Maitland called Bracton’s De Legibus “the crown and flower of English jurisprudence.”[12] Given the decades that it took to put this work together, the brilliant legal minds that worked on it, and the universal jurisprudence to which it aspired, the treatise has earned such praise.

Thus endeth the first installment concerning our A.S. Williams Collection titles. This selection has contained, among other things,

(1) An early casebook, one of the foundation-stones of twentieth-century legal education.

(2) Works by a prominent anti-New Deal lawyer.

(3) An important work by a notable “Marxist Theoretician.”

(4) A gleaming jewel of the Middle Ages.

What more could one ask for?

PMP

 

[1] For a description of Hoole’s A.S. Williams III Americana Collection, see the guide at https://guides.lib.ua.edu/williams-collection.

[2] Mr. Hoover died in 1976 at the age of 85. Mr. James Williams furnished Mr. Hoover’s obituary, dated June 9, 1976 (newspaper unknown).

[3] For Ames’ Wikipedia article, go to https://en.wikipedia.org/wiki/James_Barr_Ames.

[4] For Bacon’s obituary, see New York Times, November 11, 1938.

[5] For a scathing review of this title, see 31 Political Science Quarterly 626-628 (Dec., 1916).

[6] For Beck’s Wikipedia article, go to https://en.wikipedia.org/wiki/James_Barr_Ames.

[7] Our Wonderland of Bureaucracy, x.

[8] See Wikipedia, “Seneca Haselton,” https://en.wikipedia.org/wiki/Seneca_Haselton.

[9] Sometimes spelled De Bratton.

[10] See in Bounds Law Library, at KD600 .B73 1887.
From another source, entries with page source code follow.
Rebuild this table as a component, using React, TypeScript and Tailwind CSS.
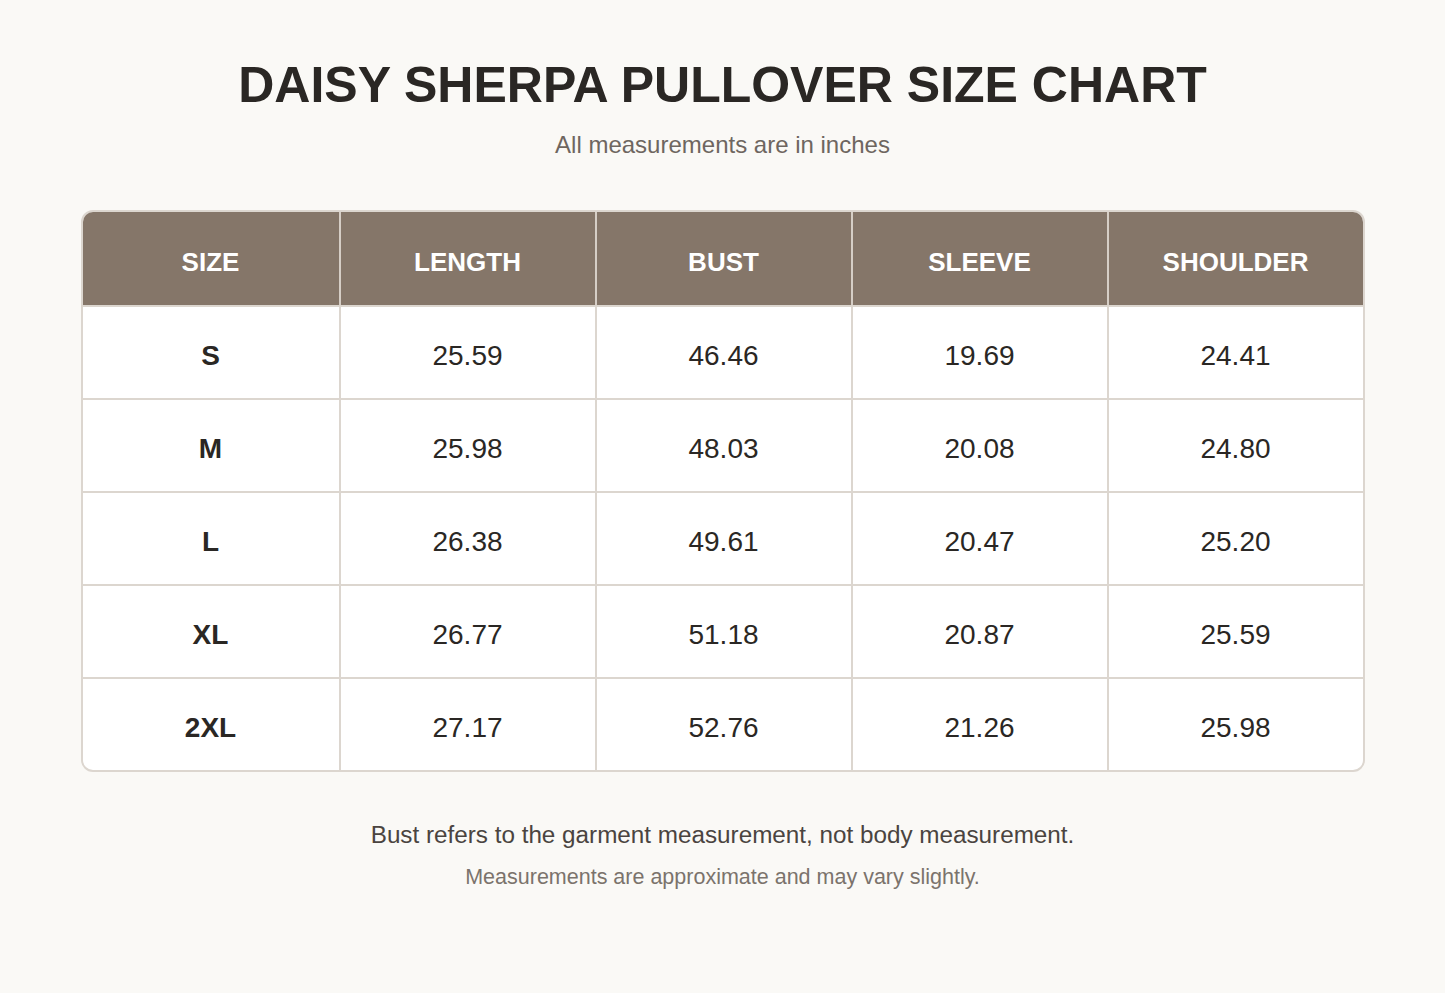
const headers = ['SIZE', 'LENGTH', 'BUST', 'SLEEVE', 'SHOULDER']

const rows = [
  ['S', '25.59', '46.46', '19.69', '24.41'],
  ['M', '25.98', '48.03', '20.08', '24.80'],
  ['L', '26.38', '49.61', '20.47', '25.20'],
  ['XL', '26.77', '51.18', '20.87', '25.59'],
  ['2XL', '27.17', '52.76', '21.26', '25.98'],
]

export default function App() {
  return (
    <div
      className="min-h-[993px] w-full bg-[#faf9f6] pt-[55px] text-[#2a2724]"
      style={{ fontFamily: '"Liberation Sans", Arial, Helvetica, sans-serif' }}
    >
      <h1 className="text-center text-[50px] font-bold leading-[60px]">
        DAISY SHERPA PULLOVER SIZE CHART
      </h1>
      <p className="mt-[14px] text-center text-[24px] leading-[32px] text-[#6e6660]">
        All measurements are in inches
      </p>

      <div className="mx-auto mt-[49px] w-[1284px] overflow-hidden rounded-[12px] border-2 border-[#dcd6cf] bg-white">
        <div className="grid h-[95px] grid-cols-5 border-b-2 border-[#dcd6cf] bg-[#857669]">
          {headers.map((h, i) => (
            <div
              key={h}
              className={`flex items-center justify-center pt-[7px] text-[26px] font-bold text-white ${i > 0 ? 'border-l-2 border-[#d6cec6]' : ''}`}
            >
              {h}
            </div>
          ))}
        </div>

        {rows.map((row, r) => (
          <div
            key={row[0]}
            className={`grid h-[91px] grid-cols-5 ${r < rows.length - 1 ? 'box-content border-b-2 border-[#dcd6cf]' : ''}`}
          >
            {row.map((cell, i) => (
              <div
                key={i}
                className={`flex items-center justify-center pt-[6px] text-[28px] ${i === 0 ? 'font-bold' : 'border-l-2 border-[#dcd6cf]'}`}
              >
                {cell}
              </div>
            ))}
          </div>
        ))}
      </div>

      <p className="mt-[47px] text-center text-[24.25px] leading-[32px] text-[#4a4440]">
        Bust refers to the garment measurement, not body measurement.
      </p>
      <p className="mt-[12px] text-center text-[21.5px] leading-[28px] text-[#7b736c]">
        Measurements are approximate and may vary slightly.
      </p>
    </div>
  )
}
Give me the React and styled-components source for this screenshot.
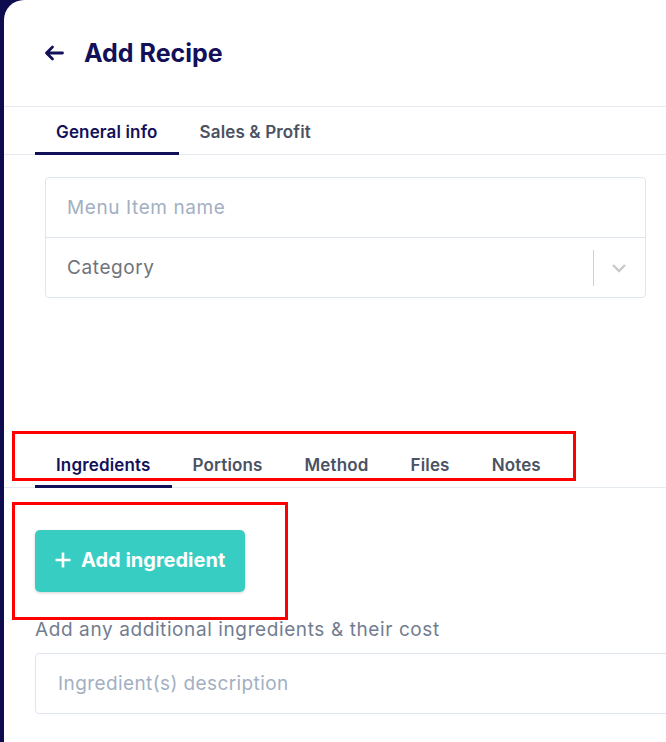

[11] The quote is even more sonorous in a more recent translation of Bracton. See George E. Woodbine, editor, On the Laws and Customs of England, Samuel Thorne translator, 4 volumes (Cambridge: Harvard University Press, 1968), thusly: “To rule well a king requires two things, arms and laws, that by them both times of war and of peace may rightly be ordered. For each stands in need of the other, that the achievement of arms be conserved [by the laws], the laws themselves “preserved by the support of arms.” The Woodbine/Thorne Bracton is available at the Bounds Law Library (Reserve) at KD660 .B7.